**Given problem**
Search the data below for "styles"; list each line that holds it.

**Source excerpt**
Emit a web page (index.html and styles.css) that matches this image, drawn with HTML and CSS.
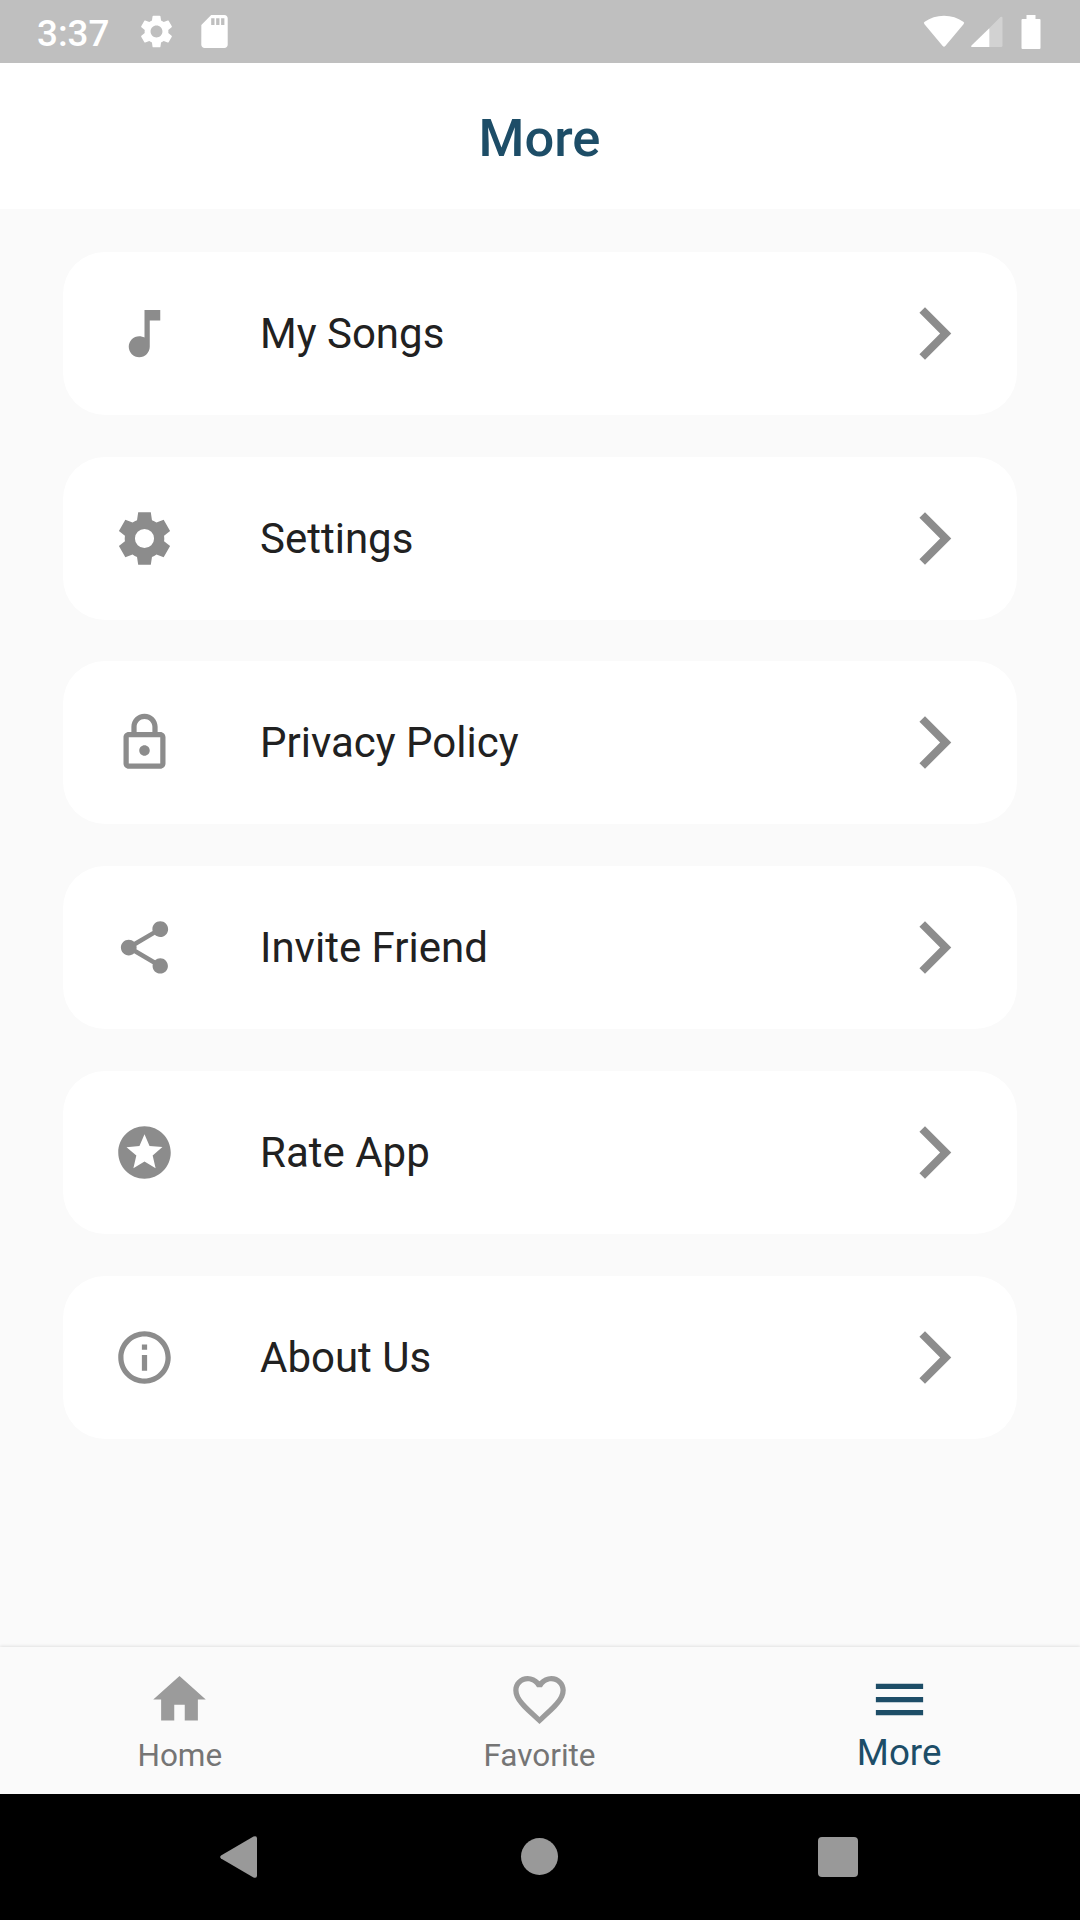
FILE: index.html
```html
<!DOCTYPE html>
<html lang="en">
<head>
<meta charset="utf-8">
<title>More</title>
<link rel="stylesheet" href="styles.css">
</head>
<body>
<div class="status">
  <div class="status-left">
    <span class="time">3:37</span>
    <svg class="s-gear" viewBox="2 2 20 20"><path d="M19.14 12.94c.04-.3.06-.61.06-.94 0-.32-.02-.64-.07-.94l2.03-1.58c.18-.14.23-.41.12-.61l-1.92-3.32c-.12-.22-.37-.29-.59-.22l-2.39.96c-.5-.38-1.03-.7-1.62-.94l-.36-2.54c-.04-.24-.24-.41-.48-.41h-3.84c-.24 0-.43.17-.47.41l-.36 2.54c-.59.24-1.13.57-1.62.94l-2.39-.96c-.22-.08-.47 0-.59.22L2.74 8.87c-.12.21-.08.47.12.61l2.03 1.58c-.05.3-.09.63-.09.94s.02.64.07.94l-2.03 1.58c-.18.14-.23.41-.12.61l1.92 3.32c.12.22.37.29.59.22l2.39-.96c.5.38 1.03.7 1.62.94l.36 2.54c.05.24.24.41.48.41h3.84c.24 0 .44-.17.47-.41l.36-2.54c.59-.24 1.13-.56 1.62-.94l2.39.96c.22.08.47 0 .59-.22l1.92-3.32c.12-.22.07-.47-.12-.61l-2.01-1.58zM12 15.600c-1.980 0-3.600-1.620-3.600-3.600s1.620-3.600 3.600-3.600 3.600 1.620 3.600 3.600-1.620 3.600-3.600 3.600z"/></svg>
    <svg class="s-card" viewBox="4 2 16 20"><path d="M18 2h-8L4.020 8 4 20c0 1.100.9 2 2 2h12c1.100 0 2-.9 2-2V4c0-1.100-.9-2-2-2zm-6 6h-2V4h2v4zm3 0h-2V4h2v4zm3 0h-2V4h2v4z"/></svg>
  </div>
  <div class="status-right">
    <svg class="s-wifi" viewBox="0 0 42 33"><path d="M1.500 9.200Q0 7.800 1.700 6.800Q10 .7 21 .7T40.300 6.800Q42 7.800 40.500 9.200L22.300 31Q21 32.300 19.700 31Z"/></svg>
    <svg class="s-signal" viewBox="0 0 32 32"><path class="dim" d="M18 12.500L29.500 1Q31.500 0 31.500 2V29.500Q31.500 31 30 31H18Z"/><path d="M18.300 12.300V31H1.500Q-.5 31 .5 29.600Z"/></svg>
    <svg class="s-battery" viewBox="0 0 20 34"><path d="M5.500 0h9v4H18.500Q19.500 4 19.500 5V33Q19.500 34 18.500 34H1.500Q.5 34 .5 33V5Q.5 4 1.500 4H5.500Z"/></svg>
  </div>
</div>
<header class="header"><h1>More</h1></header>
<main class="list">
  <a class="card">
    <svg class="icon" viewBox="0 0 24 24"><path d="M12 3v10.550c-.59-.34-1.270-.55-2-.55-2.210 0-4 1.790-4 4s1.790 4 4 4 4-1.790 4-4V7h4V3z"/></svg>
    <span class="label">My Songs</span>
    <svg class="icon" viewBox="0 0 24 24"><path d="M5.880 4.120L13.760 12l-7.880 7.880L8 22l10-10L8 2z"/></svg>
  </a>
  <a class="card">
    <svg class="icon" viewBox="0 0 24 24"><path fill-rule="evenodd" d="M9.600 2H14.400L14.850 5Q15.700 5.350 16.550 5.950L19.300 4.900 21.750 9.100 19.450 10.950Q19.600 12 19.450 13.050L21.750 14.900 19.300 19.100 16.550 18.050Q15.700 18.650 14.850 19L14.400 22H9.600L9.150 19Q8.300 18.650 7.450 18.050L4.700 19.100 2.250 14.900 4.550 13.050Q4.400 12 4.550 10.950L2.250 9.100 4.700 4.900 7.450 5.950Q8.300 5.350 9.150 5ZM12 8.350a3.650 3.650 0 1 0 0 7.300a3.650 3.650 0 1 0 0-7.300Z"/></svg>
    <span class="label">Settings</span>
    <svg class="icon" viewBox="0 0 24 24"><path d="M5.880 4.120L13.760 12l-7.880 7.880L8 22l10-10L8 2z"/></svg>
  </a>
  <a class="card">
    <svg class="icon" viewBox="0 0 24 24"><path d="M18 8h-1V6c0-2.760-2.240-5-5-5S7 3.240 7 6v2H6c-1.100 0-2 .9-2 2v10c0 1.100.9 2 2 2h12c1.100 0 2-.9 2-2V10c0-1.100-.9-2-2-2zM9 6c0-1.660 1.340-3 3-3s3 1.340 3 3v2H9V6zm9 14H6V10h12v10zm-6-3c1.100 0 2-.9 2-2s-.9-2-2-2-2 .9-2 2 .9 2 2 2z"/></svg>
    <span class="label">Privacy Policy</span>
    <svg class="icon" viewBox="0 0 24 24"><path d="M5.880 4.120L13.760 12l-7.880 7.880L8 22l10-10L8 2z"/></svg>
  </a>
  <a class="card">
    <svg class="icon" viewBox="0 0 24 24"><path d="M18 16.080c-.76 0-1.440.3-1.960.77L8.910 12.700c.05-.23.09-.46.09-.7s-.04-.47-.09-.7l7.050-4.110c.54.5 1.250.81 2.040.81 1.660 0 3-1.340 3-3s-1.340-3-3-3-3 1.340-3 3c0 .24.04.47.09.7L8.040 9.810C7.500 9.310 6.790 9 6 9c-1.660 0-3 1.340-3 3s1.340 3 3 3c.79 0 1.500-.31 2.040-.81l7.120 4.160c-.05.21-.08.43-.08.65 0 1.610 1.310 2.920 2.920 2.920s2.920-1.310 2.920-2.920-1.310-2.920-2.920-2.920z"/></svg>
    <span class="label">Invite Friend</span>
    <svg class="icon" viewBox="0 0 24 24"><path d="M5.880 4.120L13.760 12l-7.880 7.880L8 22l10-10L8 2z"/></svg>
  </a>
  <a class="card">
    <svg class="icon" viewBox="0 0 24 24"><path d="M11.990 2C6.470 2 2 6.480 2 12s4.470 10 9.990 10C17.520 22 22 17.520 22 12S17.520 2 11.990 2zm4.240 16L12 15.450 7.770 18l1.120-4.810-3.730-3.230 4.920-.42L12 5l1.920 4.530 4.920.42-3.730 3.230L16.230 18z"/></svg>
    <span class="label">Rate App</span>
    <svg class="icon" viewBox="0 0 24 24"><path d="M5.880 4.120L13.760 12l-7.880 7.880L8 22l10-10L8 2z"/></svg>
  </a>
  <a class="card">
    <svg class="icon" viewBox="0 0 24 24"><path d="M11 7h2v2h-2zm0 4h2v6h-2zm1-9C6.480 2 2 6.480 2 12s4.480 10 10 10 10-4.480 10-10S17.520 2 12 2zm0 18c-4.410 0-8-3.590-8-8s3.590-8 8-8 8 3.590 8 8-3.590 8-8 8z"/></svg>
    <span class="label">About Us</span>
    <svg class="icon" viewBox="0 0 24 24"><path d="M5.880 4.120L13.760 12l-7.880 7.880L8 22l10-10L8 2z"/></svg>
  </a>
</main>
<nav class="tabs">
  <a class="tab">
    <svg class="icon" viewBox="0 0 24 24"><path d="M10 20v-6h4v6h5v-8h3L12 3 2 12h3v8z"/></svg>
    <span>Home</span>
  </a>
  <a class="tab">
    <svg class="icon" viewBox="0 0 24 24"><path d="M16.500 3c-1.740 0-3.410.81-4.500 2.090C10.910 3.810 9.240 3 7.500 3 4.420 3 2 5.420 2 8.500c0 3.780 3.400 6.860 8.550 11.540L12 21.350l1.450-1.320C18.600 15.360 22 12.280 22 8.500 22 5.420 19.580 3 16.500 3zm-4.400 15.550l-.1.1-.1-.1C7.140 14.240 4 11.390 4 8.500 4 6.500 5.500 5 7.500 5c1.540 0 3.040.99 3.570 2.360h1.870C13.460 5.990 14.960 5 16.500 5c2 0 3.500 1.500 3.500 3.500 0 2.890-3.140 5.740-7.900 10.050z"/></svg>
    <span>Favorite</span>
  </a>
  <a class="tab active">
    <svg class="icon" viewBox="0 0 24 24"><path d="M3 18h18v-2H3v2zm0-5h18v-2H3v2zm0-7v2h18V6H3z"/></svg>
    <span>More</span>
  </a>
</nav>
<div class="system">
  <svg class="back" viewBox="0 0 38 42"><path d="M1 19.500L33.500.5Q37 -.8 37 2.500V39.500Q37 42.800 33.500 41.500L1 22.500Q-.6 21 1 19.500Z"/></svg>
  <span class="circle"></span>
  <span class="square"></span>
</div>
</body>
</html>
```
FILE: styles.css
```css
* { box-sizing: border-box; }
body {
  margin: 0;
  width: 1080px;
  height: 1920px;
  display: flex;
  flex-direction: column;
  background: #fafafa;
  font-family: Roboto, sans-serif;
  color: #212121;
  overflow: hidden;
}
svg { display: block; flex: none; fill: currentColor; }

.status {
  height: 63px;
  flex: none;
  display: flex;
  justify-content: space-between;
  padding: 0 39px 0 37px;
  background: #bfbfbf;
  color: #fff;
}
.status-left, .status-right { display: flex; align-items: center; }
.time { width: 103px; font-size: 36.75px; font-weight: 500; line-height: 43px; padding-top: 3px; }
.s-gear { width: 33px; height: 33px; }
.s-card { width: 27px; height: 33px; margin-left: 28px; }
.s-wifi { width: 42px; height: 33px; margin-right: 6px; }
.s-signal { width: 32px; height: 32px; margin-right: 18px; }
.s-battery { width: 20px; height: 34px; }
.dim { opacity: .3; }

.header {
  height: 146px;
  flex: none;
  display: flex;
  align-items: center;
  justify-content: center;
  padding-right: 1px;
  background: #fff;
}
h1 { margin: 0; font-size: 52.5px; font-weight: 500; line-height: 62px; color: #1d4d67; padding-top: 3px; }

.list {
  flex: 1;
  display: flex;
  flex-direction: column;
  gap: 41.8px;
  padding: 42.8px 63px 0;
}
.card {
  height: 163px;
  flex: none;
  display: flex;
  align-items: center;
  padding: 0 50px;
  background: #fff;
  border-radius: 42px;
}
.icon { width: 63px; height: 63px; color: #8c8c8c; }
.label { flex: 1; padding: 1px 0 0 84px; font-size: 42px; line-height: 50px; }

.tabs {
  height: 147px;
  flex: none;
  display: grid;
  grid-template-columns: repeat(3, 1fr);
  padding-right: 1px;
  background: #fafafa;
  box-shadow: 0 -1px 3px rgba(0, 0, 0, .1);
}
.tab {
  display: flex;
  flex-direction: column;
  align-items: center;
  padding-top: 21px;
  font-size: 31.5px;
  line-height: 50px;
  color: #757575;
}
.tab .icon { color: #9b9b9b; }
.tab.active, .tab.active .icon { color: #1d4d67; }
.tab.active { font-size: 36.75px; line-height: 43px; }

.system {
  height: 126px;
  flex: none;
  display: flex;
  align-items: center;
  padding: 0 222px 0 220px;
  justify-content: space-between;
  background: #000;
  color: #999;
}
.back { width: 38px; height: 42px; }
.circle { width: 37px; height: 37px; margin: 0 0 1px 3px; border-radius: 50%; background: #999; }
.square { width: 40px; height: 40px; border-radius: 4px; background: #999; }
```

**Answer to this exercise**
Emit a web page (index.html and styles.css) that matches this image, drawn with HTML and CSS.
<link rel="stylesheet" href="styles.css">
FILE: styles.css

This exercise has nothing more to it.